А все последующие десятилетия жизни Шарлотты прошли в России, куда она отправилась из Франции на поиски своей матери Альбертины. И хотя попервоначалу девушка живет намерением вернуться на исконную родину, обстоятельства складываются так, что Шарлотта остается в России до конца своих дней. Но Франция постоянно живет в ее душе, составляя часть ее внутреннего мира, проявляясь в ее образе жизни, внешности, манере вести себя и французском языке. Эту свою Францию она и передает вначале дочери и сыну, а потом внукам, Алеше и его сестре, но теперь, этому юному поколению, как образ памяти, образ души, рождаемый языком Франции.
В этой жизни в России Шарлотта прошла через все изломы истории советской страны, через «все эти революции, войны, неудавшиеся утопии [как думает Алеша] и вполне удавшиеся терроры» (125), конец гражданской войны с разрухой и голодом, внедрение советского образа жизни в первые десятилетия, сталинский режим и чистки, вторую мировую войну и послевоенную советскую действительность восстанавливающейся страны. И во многом одинокие годы в сибирском городке Саранзе, где и завершила свой жизненный путь бабушка Алеши.
Ее женская участь оказалась подобной судьбам многих русских женщин. Встретив Федора, Шарлотта обрела второй раз в своей жизни любовь, взаимную и, как оказалось, единственную на все оставшиеся годы, обрела недолгое семейное счастье с заботливым мужем и детьми. И за всем этим последовали новые беды и испытания.

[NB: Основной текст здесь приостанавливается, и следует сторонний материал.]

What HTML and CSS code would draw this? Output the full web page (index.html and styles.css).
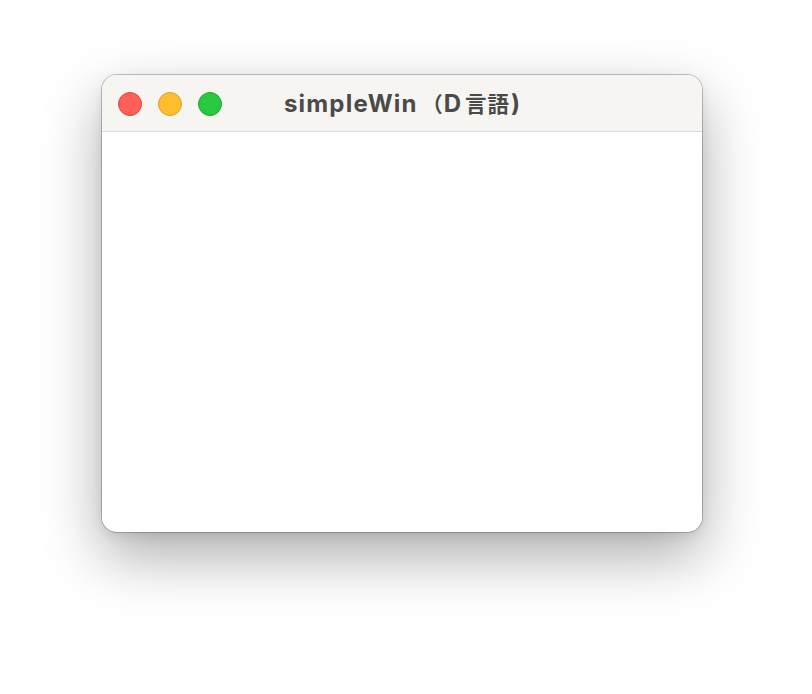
FILE: index.html
```html
<!DOCTYPE html>
<html lang="ja">
<head>
<meta charset="utf-8">
<title>simpleWin</title>
<link rel="stylesheet" href="styles.css">
</head>
<body>
<div class="window">
  <div class="titlebar">
    <div class="lights">
      <span class="light close"></span>
      <span class="light min"></span>
      <span class="light max"></span>
    </div>
    <div class="title"><span class="latin">simpleWin</span><span class="paren">（</span><span class="d">D</span><span class="kanji">言語</span><span class="close-paren">)</span></div>
  </div>
  <div class="content"></div>
</div>
</body>
</html>
```
FILE: styles.css
```css
html, body {
  margin: 0;
  padding: 0;
  background: #ffffff;
}
body {
  width: 812px;
  height: 694px;
  overflow: hidden;
  padding-top: 75px;
  padding-left: 102px;
  box-sizing: border-box;
}
.window {
  width: 600px;
  height: 457px;
  border-radius: 15px;
  background: #ffffff;
  box-shadow: 0 0 0 1px rgba(0,0,0,0.22), 0 24px 60px rgba(0,0,0,0.33), 0 4px 12px rgba(0,0,0,0.08);
  overflow: hidden;
  display: flex;
  flex-direction: column;
}
.titlebar {
  height: 56px;
  flex: 0 0 auto;
  background: #f6f5f1;
  border-bottom: 1px solid #dcdbd8;
  position: relative;
  display: flex;
  align-items: center;
  justify-content: center;
}
.lights {
  position: absolute;
  left: 16px;
  top: 17px;
  display: flex;
  gap: 16px;
}
.light {
  width: 24px;
  height: 24px;
  border-radius: 50%;
  box-sizing: border-box;
}
.close { background: #fe5f57; border: 1px solid #e0443e; }
.min { background: #febc2e; border: 1px solid #dea123; }
.max { background: #28c840; border: 1px solid #1aab29; }
.title {
  font-family: "Inter", "Noto Sans CJK JP", sans-serif;
  font-weight: 700;
  font-size: 24px;
  line-height: 28px;
  color: #4a4a4a;
  margin-top: 2px;
  margin-left: 0;
  white-space: pre;
  display: flex;
  align-items: baseline;
}
.latin {
  letter-spacing: 1.2px;
}
.paren {
  font-size: 21px;
  margin-left: 4px;
}
.d {
  margin-left: 1px;
}
.kanji {
  font-size: 21.5px;
  margin-left: 4px;
  letter-spacing: 1px;
}
.close-paren {
  margin-left: 1px;
}
.content {
  flex: 1 1 auto;
  background: #ffffff;
}
```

Изнасилованная, брошенная умирать в азиатской пустыне и чудом спасенная, Шарлотта вернулась к жизни благодаря Федору, оценив его человечность мужчины, никогда не поминавшего этой истории, признавшего своим сыном, своим первенцем мальчика, рожденного от насильника-узбека. Новая полоса бед началась для Шарлотты, когда Федора «забрали» и она познала участь семьи репрессированного. Вместе с сыном и дочерью она прошла через годы войны с эвакуацией, бомбежками, с изматывающей санитарской поденщиной в адском кошмаре военного госпиталя. Недолгие годы жизни с вернувшимся с войны, как «рассеянный гость», истерзанным Федором. А затем годы, поглощенные детьми, их семьями, внуками и одиночеством, смирение с невозможностью вернуться во Францию…
В эту жизнь бабушки, «связавшую [как рассуждает внук] такие разные эпохи: начало века, годы почти незапамятные, почти столь же легендарные, как царствование Наполеона, — и конец нашего века, конец тысячелетия» (125), вписана линия жизни Алеши. Или — при их нерасторжимости — жизнь Шарлотты вплетена в Алешину. Три-четыре десятилетия этой юной жизни, пришедшиеся на послевоенное время, обыденно-скудны во внешних проявлениях. Ежегодные летние месяцы у бабушки в Саранзе. Будничные сцены советской действительности (очередь за апельсинами в магазине, танцплощадка) и отношения с ученическим социумом. Дружба с изгоем Пашкой. Сценки подросткового приобщения к сексу. Зарисовки из жизни семьи Алеши. Отъезд во Францию и жизнь в Париже в ожидании приезда бабушки.